Disclosure – I was invited to a press screening of this film

Downton Abbey

Downton Abbey: A New Era Review

As we said back in our review of the first Downton Abbey film, I have never watched any of the TV Show that is the basis for these films. It was a pop-culture phenomenon, so even without watching, you picked up things like one character’s untimely death via car crash after visiting his newborn son. With that in mind, I am approaching these films and these reviews as someone who has not seen the supporting show and thus present how it works or does not work for those who have not watched the show.

So to set the scene, we open with a wedding as Tom Branson (Allen Leech) and Lucy (Tuppence Middleton) as the whole family comes to share in the nuptials.
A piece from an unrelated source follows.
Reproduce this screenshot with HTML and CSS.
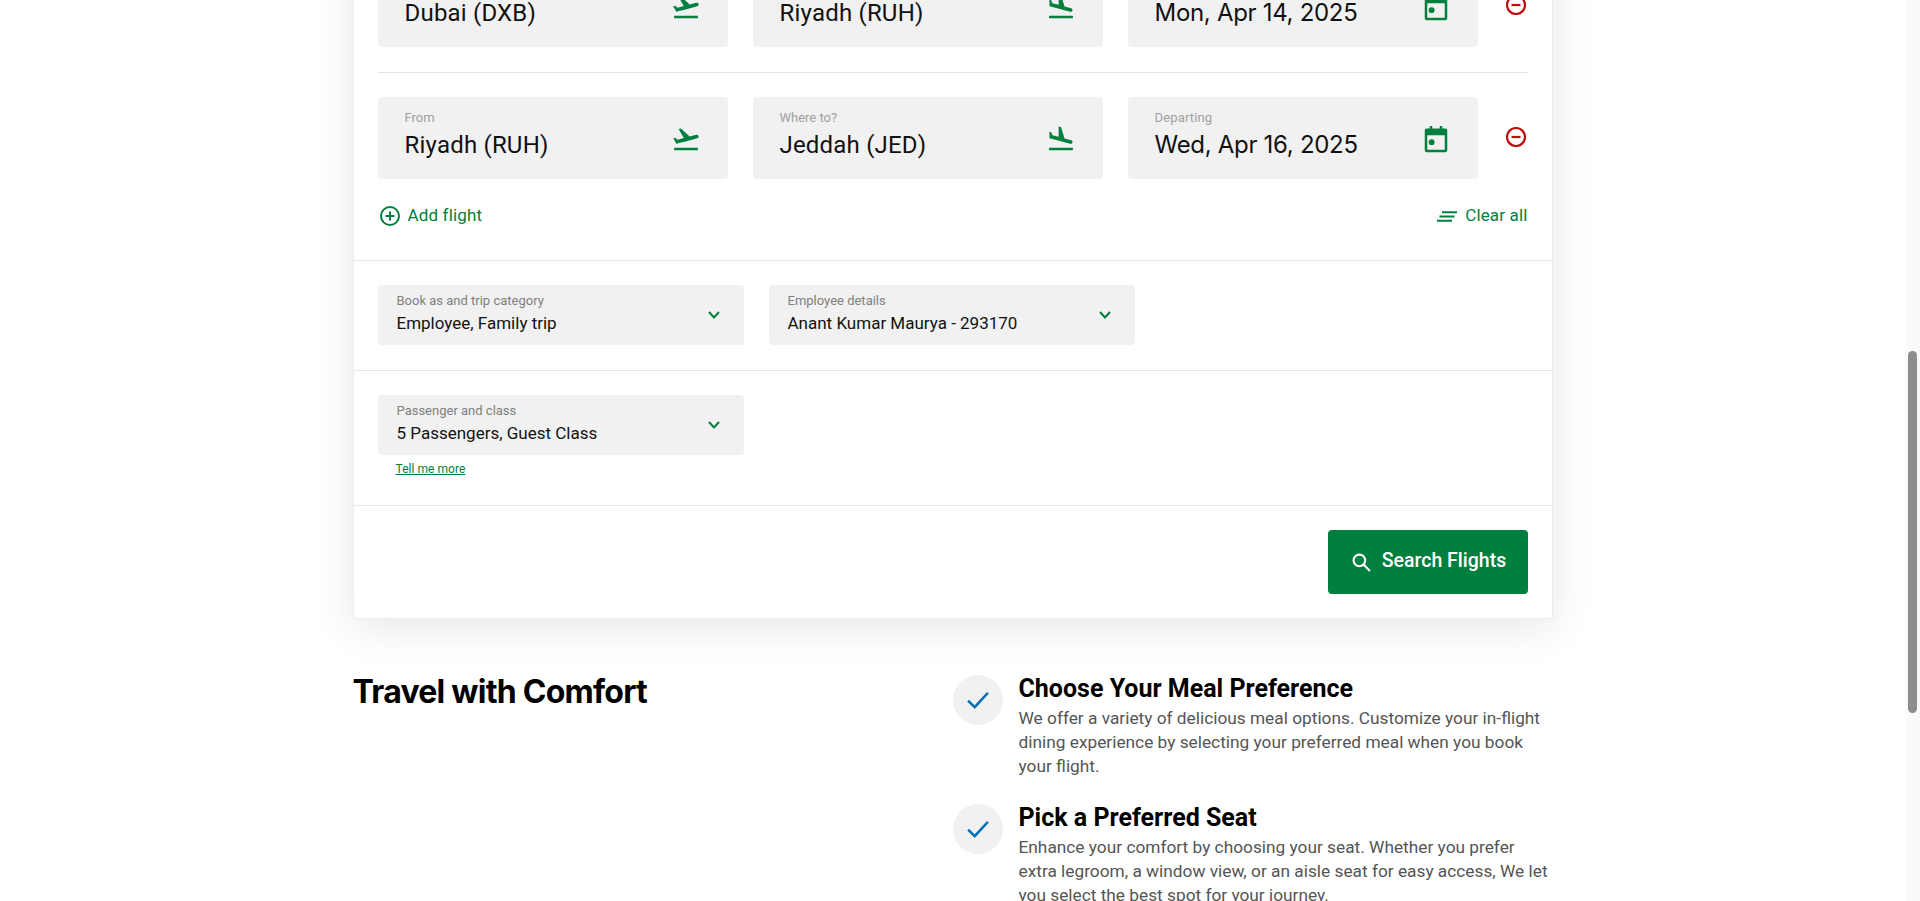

However, as they return to Downton, Robert Crawley, 7th Earl of Grantham (Hugh Bonneville) and his daughter Lady Mary Talbot (Michelle Dockery) are called into a meeting with Violet Crawley, The Dowager Countess of Grantham (Maggie Smith) and her lawyer. For you see, Violet has inherited a villa in the south of France in a surprising and disputed way. Half the household makes the trip down south to work this all out. Meanwhile, those who stayed back at the Abbey must contend with the mansion being used as a location site for a film. It is a big imposition, but the appearance of Guy Dexter (Dominic West) and enough money to fix the roof help ease the pain.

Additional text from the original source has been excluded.